Apparently salvation is very important to God, because God arranged the situation as He deemed fit (He could have made things different if He wanted to), and God wanted us to understand how important salvation is to Him, so He arranged that salvation could only come through the death of His only begotten Son. This is a teaching that every parent will easily understand, and find very painful to even consider what if they had to pay such a price. God arranged this salvation to COST GOD DEARLY! It is because it is important to God.


Beyond that which pertains to salvation, we can also include another key point, things pertaining to God, specifically the character of God. We cannot understand salvation without delving into the character and personality of God which is behind the motivation of the Savior. For example, without understanding the Holiness of God (His repulsion and absolute non-tolerance and hatred of sin, or not doing His will), we cannot understand why God just doesn’t let sinners into heaven even though they are sinful. Once we grasp this, we understand why separation is a Fundamental of the Faith. Without understanding the love of God, we cannot understand the price God gave, or why He even provided a way of being saved in the first place. When we consider that God is faithful and true (truthful in His expressions, words, declarations, promises, etc) to us, then we understand why inspiration is a Fundamental of the Faith. It is a reflection of His character.
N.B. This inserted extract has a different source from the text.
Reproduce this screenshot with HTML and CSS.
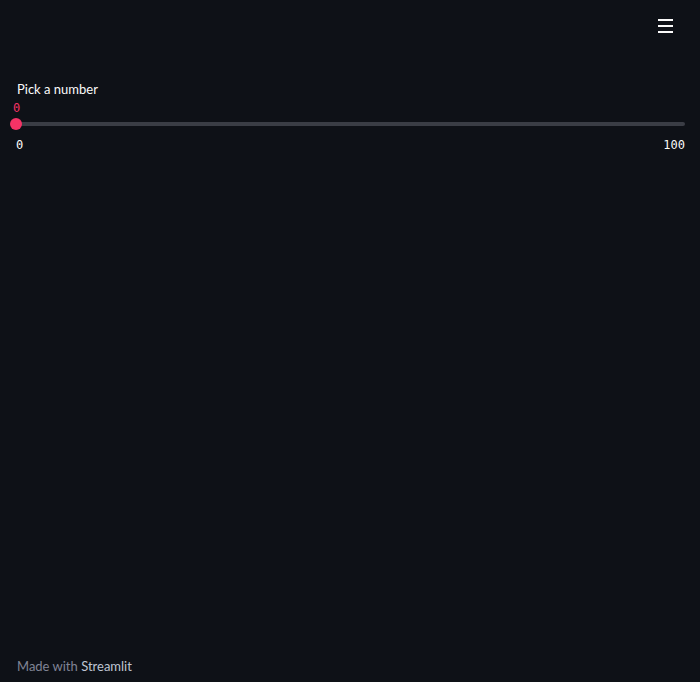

These elements that reflect into the very essence of God and His nature and character are also key to our being saved and having the very essence of Christianity.


Although we should not be influenced by Satan so much, we also need to recognize that Christianity (viewed through the centuries) has responded significantly to Satan’s continued attacks on certain key doctrinal points. These may fall into either of the two above, but we also recognize these fights by the faithful against Satan’s attacks and heresy.